What you should do: Quote every line below exactly and skip any picture.

>> START

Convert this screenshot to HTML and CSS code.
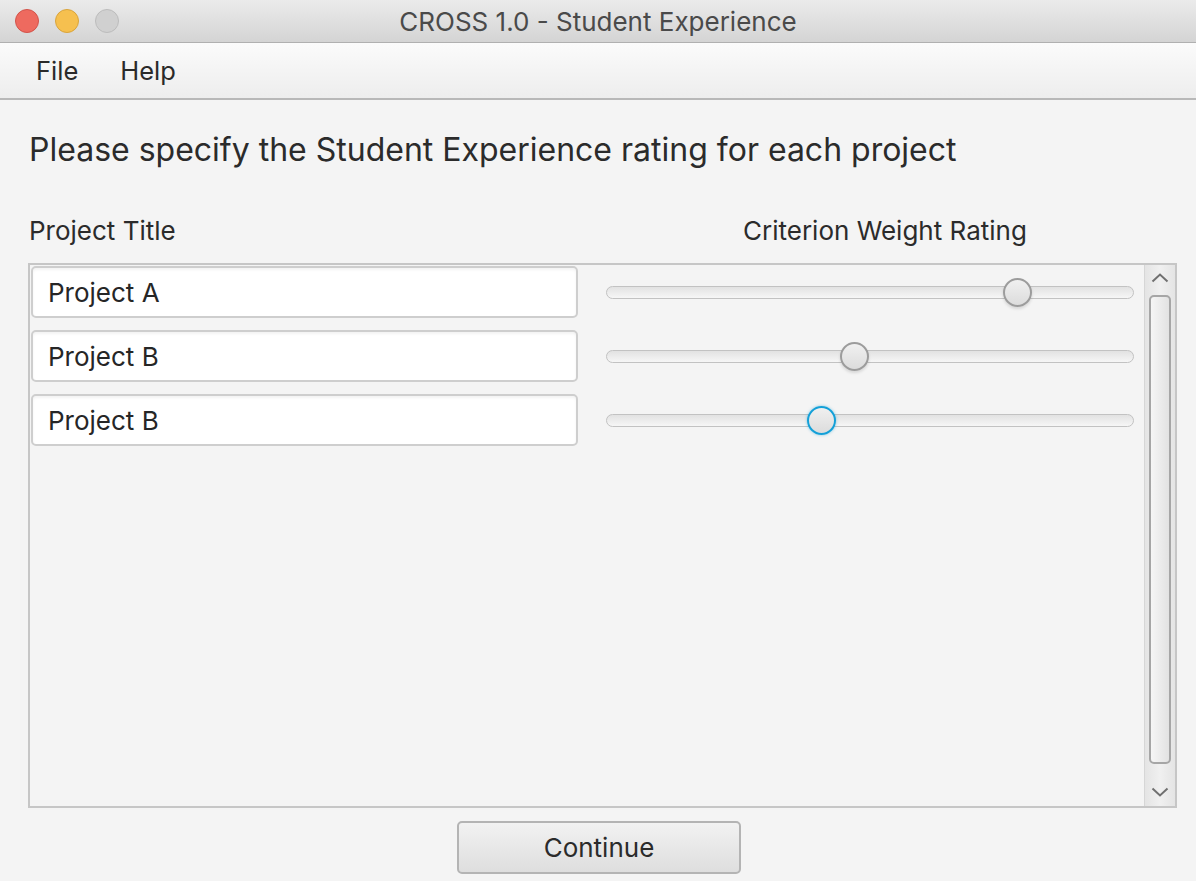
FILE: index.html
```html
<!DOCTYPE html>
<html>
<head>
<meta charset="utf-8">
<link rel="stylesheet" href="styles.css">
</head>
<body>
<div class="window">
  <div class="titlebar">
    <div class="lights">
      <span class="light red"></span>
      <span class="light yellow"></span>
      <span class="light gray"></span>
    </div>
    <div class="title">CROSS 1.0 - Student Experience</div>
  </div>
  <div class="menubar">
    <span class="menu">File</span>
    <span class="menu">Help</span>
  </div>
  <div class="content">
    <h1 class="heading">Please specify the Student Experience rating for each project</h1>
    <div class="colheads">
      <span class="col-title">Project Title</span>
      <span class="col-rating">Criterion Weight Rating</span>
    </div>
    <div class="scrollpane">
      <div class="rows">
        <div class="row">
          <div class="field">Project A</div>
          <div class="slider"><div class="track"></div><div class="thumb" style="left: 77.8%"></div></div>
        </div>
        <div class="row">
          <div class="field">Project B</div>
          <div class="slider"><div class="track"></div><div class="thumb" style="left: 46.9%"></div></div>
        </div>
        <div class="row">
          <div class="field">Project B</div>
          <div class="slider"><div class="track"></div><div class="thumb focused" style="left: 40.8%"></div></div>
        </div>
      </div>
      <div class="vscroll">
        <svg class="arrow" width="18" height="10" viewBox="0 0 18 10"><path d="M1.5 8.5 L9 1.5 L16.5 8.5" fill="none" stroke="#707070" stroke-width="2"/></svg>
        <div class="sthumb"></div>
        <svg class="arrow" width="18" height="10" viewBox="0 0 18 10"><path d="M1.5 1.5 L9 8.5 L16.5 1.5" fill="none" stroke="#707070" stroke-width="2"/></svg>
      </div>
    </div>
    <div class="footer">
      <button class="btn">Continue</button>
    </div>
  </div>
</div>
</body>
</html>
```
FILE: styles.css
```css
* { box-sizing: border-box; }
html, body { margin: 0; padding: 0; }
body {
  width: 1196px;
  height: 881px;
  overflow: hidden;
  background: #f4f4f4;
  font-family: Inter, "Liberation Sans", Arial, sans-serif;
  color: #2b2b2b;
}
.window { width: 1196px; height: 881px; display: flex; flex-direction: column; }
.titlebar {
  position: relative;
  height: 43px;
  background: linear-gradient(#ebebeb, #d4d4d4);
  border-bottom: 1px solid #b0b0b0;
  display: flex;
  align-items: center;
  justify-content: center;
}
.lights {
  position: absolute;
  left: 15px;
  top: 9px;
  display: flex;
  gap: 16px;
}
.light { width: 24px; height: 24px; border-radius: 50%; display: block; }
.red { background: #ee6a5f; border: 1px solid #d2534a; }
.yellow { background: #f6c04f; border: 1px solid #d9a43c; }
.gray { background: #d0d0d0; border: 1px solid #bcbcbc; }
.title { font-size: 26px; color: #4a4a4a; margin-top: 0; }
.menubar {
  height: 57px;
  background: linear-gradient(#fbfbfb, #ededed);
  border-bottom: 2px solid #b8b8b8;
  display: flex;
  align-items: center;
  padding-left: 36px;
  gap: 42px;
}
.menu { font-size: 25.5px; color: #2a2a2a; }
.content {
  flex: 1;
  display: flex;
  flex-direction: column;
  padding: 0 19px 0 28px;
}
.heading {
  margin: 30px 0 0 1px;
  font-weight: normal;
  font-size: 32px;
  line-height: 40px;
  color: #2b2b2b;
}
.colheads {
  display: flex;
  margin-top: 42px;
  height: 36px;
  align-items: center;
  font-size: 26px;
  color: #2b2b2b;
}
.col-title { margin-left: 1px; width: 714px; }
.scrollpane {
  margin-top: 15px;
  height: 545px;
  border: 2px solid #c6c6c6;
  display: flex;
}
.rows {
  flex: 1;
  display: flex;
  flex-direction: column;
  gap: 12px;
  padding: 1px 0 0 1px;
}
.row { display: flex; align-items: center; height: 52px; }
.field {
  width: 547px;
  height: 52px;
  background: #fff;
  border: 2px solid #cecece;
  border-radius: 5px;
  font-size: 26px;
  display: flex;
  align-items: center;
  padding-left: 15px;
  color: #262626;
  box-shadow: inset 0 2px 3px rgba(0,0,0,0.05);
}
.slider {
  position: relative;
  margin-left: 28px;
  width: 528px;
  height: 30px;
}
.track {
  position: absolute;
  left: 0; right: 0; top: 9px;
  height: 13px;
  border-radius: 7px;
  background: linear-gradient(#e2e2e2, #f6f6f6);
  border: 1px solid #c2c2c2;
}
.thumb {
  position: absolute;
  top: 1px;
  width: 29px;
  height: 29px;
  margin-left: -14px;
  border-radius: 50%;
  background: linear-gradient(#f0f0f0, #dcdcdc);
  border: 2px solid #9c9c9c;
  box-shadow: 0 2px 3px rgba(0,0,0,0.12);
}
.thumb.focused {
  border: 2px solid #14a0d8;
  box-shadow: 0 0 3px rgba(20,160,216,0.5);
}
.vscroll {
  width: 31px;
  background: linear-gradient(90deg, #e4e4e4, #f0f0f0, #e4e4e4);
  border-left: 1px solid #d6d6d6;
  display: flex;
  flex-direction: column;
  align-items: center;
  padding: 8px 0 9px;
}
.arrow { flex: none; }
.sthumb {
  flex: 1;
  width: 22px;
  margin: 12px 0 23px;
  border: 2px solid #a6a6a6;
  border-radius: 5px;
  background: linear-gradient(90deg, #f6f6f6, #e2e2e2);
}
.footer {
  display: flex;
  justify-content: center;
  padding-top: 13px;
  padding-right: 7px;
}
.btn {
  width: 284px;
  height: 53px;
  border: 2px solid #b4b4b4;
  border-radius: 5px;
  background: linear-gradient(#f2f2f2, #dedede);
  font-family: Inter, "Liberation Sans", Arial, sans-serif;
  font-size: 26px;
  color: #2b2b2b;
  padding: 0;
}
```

>> END

Problem solution:
Convert this screenshot to HTML and CSS code.
FILE: index.html
```html
<!DOCTYPE html>
<html>
<head>
<meta charset="utf-8">
<link rel="stylesheet" href="styles.css">
</head>
<body>
<div class="window">
  <div class="titlebar">
    <div class="lights">
      <span class="light red"></span>
      <span class="light yellow"></span>
      <span class="light gray"></span>
    </div>
    <div class="title">CROSS 1.0 - Student Experience</div>
  </div>
  <div class="menubar">
    <span class="menu">File</span>
    <span class="menu">Help</span>
  </div>
  <div class="content">
    <h1 class="heading">Please specify the Student Experience rating for each project</h1>
    <div class="colheads">
      <span class="col-title">Project Title</span>
      <span class="col-rating">Criterion Weight Rating</span>
    </div>
    <div class="scrollpane">
      <div class="rows">
        <div class="row">
          <div class="field">Project A</div>
          <div class="slider"><div class="track"></div><div class="thumb" style="left: 77.8%"></div></div>
        </div>
        <div class="row">
          <div class="field">Project B</div>
          <div class="slider"><div class="track"></div><div class="thumb" style="left: 46.9%"></div></div>
        </div>
        <div class="row">
          <div class="field">Project B</div>
          <div class="slider"><div class="track"></div><div class="thumb focused" style="left: 40.8%"></div></div>
        </div>
      </div>
      <div class="vscroll">
        <svg class="arrow" width="18" height="10" viewBox="0 0 18 10"><path d="M1.5 8.5 L9 1.5 L16.5 8.5" fill="none" stroke="#707070" stroke-width="2"/></svg>
        <div class="sthumb"></div>
        <svg class="arrow" width="18" height="10" viewBox="0 0 18 10"><path d="M1.5 1.5 L9 8.5 L16.5 1.5" fill="none" stroke="#707070" stroke-width="2"/></svg>
      </div>
    </div>
    <div class="footer">
      <button class="btn">Continue</button>
    </div>
  </div>
</div>
</body>
</html>
```
FILE: styles.css
```css
* { box-sizing: border-box; }
html, body { margin: 0; padding: 0; }
body {
  width: 1196px;
  height: 881px;
  overflow: hidden;
  background: #f4f4f4;
  font-family: Inter, "Liberation Sans", Arial, sans-serif;
  color: #2b2b2b;
}
.window { width: 1196px; height: 881px; display: flex; flex-direction: column; }
.titlebar {
  position: relative;
  height: 43px;
  background: linear-gradient(#ebebeb, #d4d4d4);
  border-bottom: 1px solid #b0b0b0;
  display: flex;
  align-items: center;
  justify-content: center;
}
.lights {
  position: absolute;
  left: 15px;
  top: 9px;
  display: flex;
  gap: 16px;
}
.light { width: 24px; height: 24px; border-radius: 50%; display: block; }
.red { background: #ee6a5f; border: 1px solid #d2534a; }
.yellow { background: #f6c04f; border: 1px solid #d9a43c; }
.gray { background: #d0d0d0; border: 1px solid #bcbcbc; }
.title { font-size: 26px; color: #4a4a4a; margin-top: 0; }
.menubar {
  height: 57px;
  background: linear-gradient(#fbfbfb, #ededed);
  border-bottom: 2px solid #b8b8b8;
  display: flex;
  align-items: center;
  padding-left: 36px;
  gap: 42px;
}
.menu { font-size: 25.5px; color: #2a2a2a; }
.content {
  flex: 1;
  display: flex;
  flex-direction: column;
  padding: 0 19px 0 28px;
}
.heading {
  margin: 30px 0 0 1px;
  font-weight: normal;
  font-size: 32px;
  line-height: 40px;
  color: #2b2b2b;
}
.colheads {
  display: flex;
  margin-top: 42px;
  height: 36px;
  align-items: center;
  font-size: 26px;
  color: #2b2b2b;
}
.col-title { margin-left: 1px; width: 714px; }
.scrollpane {
  margin-top: 15px;
  height: 545px;
  border: 2px solid #c6c6c6;
  display: flex;
}
.rows {
  flex: 1;
  display: flex;
  flex-direction: column;
  gap: 12px;
  padding: 1px 0 0 1px;
}
.row { display: flex; align-items: center; height: 52px; }
.field {
  width: 547px;
  height: 52px;
  background: #fff;
  border: 2px solid #cecece;
  border-radius: 5px;
  font-size: 26px;
  display: flex;
  align-items: center;
  padding-left: 15px;
  color: #262626;
  box-shadow: inset 0 2px 3px rgba(0,0,0,0.05);
}
.slider {
  position: relative;
  margin-left: 28px;
  width: 528px;
  height: 30px;
}
.track {
  position: absolute;
  left: 0; right: 0; top: 9px;
  height: 13px;
  border-radius: 7px;
  background: linear-gradient(#e2e2e2, #f6f6f6);
  border: 1px solid #c2c2c2;
}
.thumb {
  position: absolute;
  top: 1px;
  width: 29px;
  height: 29px;
  margin-left: -14px;
  border-radius: 50%;
  background: linear-gradient(#f0f0f0, #dcdcdc);
  border: 2px solid #9c9c9c;
  box-shadow: 0 2px 3px rgba(0,0,0,0.12);
}
.thumb.focused {
  border: 2px solid #14a0d8;
  box-shadow: 0 0 3px rgba(20,160,216,0.5);
}
.vscroll {
  width: 31px;
  background: linear-gradient(90deg, #e4e4e4, #f0f0f0, #e4e4e4);
  border-left: 1px solid #d6d6d6;
  display: flex;
  flex-direction: column;
  align-items: center;
  padding: 8px 0 9px;
}
.arrow { flex: none; }
.sthumb {
  flex: 1;
  width: 22px;
  margin: 12px 0 23px;
  border: 2px solid #a6a6a6;
  border-radius: 5px;
  background: linear-gradient(90deg, #f6f6f6, #e2e2e2);
}
.footer {
  display: flex;
  justify-content: center;
  padding-top: 13px;
  padding-right: 7px;
}
.btn {
  width: 284px;
  height: 53px;
  border: 2px solid #b4b4b4;
  border-radius: 5px;
  background: linear-gradient(#f2f2f2, #dedede);
  font-family: Inter, "Liberation Sans", Arial, sans-serif;
  font-size: 26px;
  color: #2b2b2b;
  padding: 0;
}
```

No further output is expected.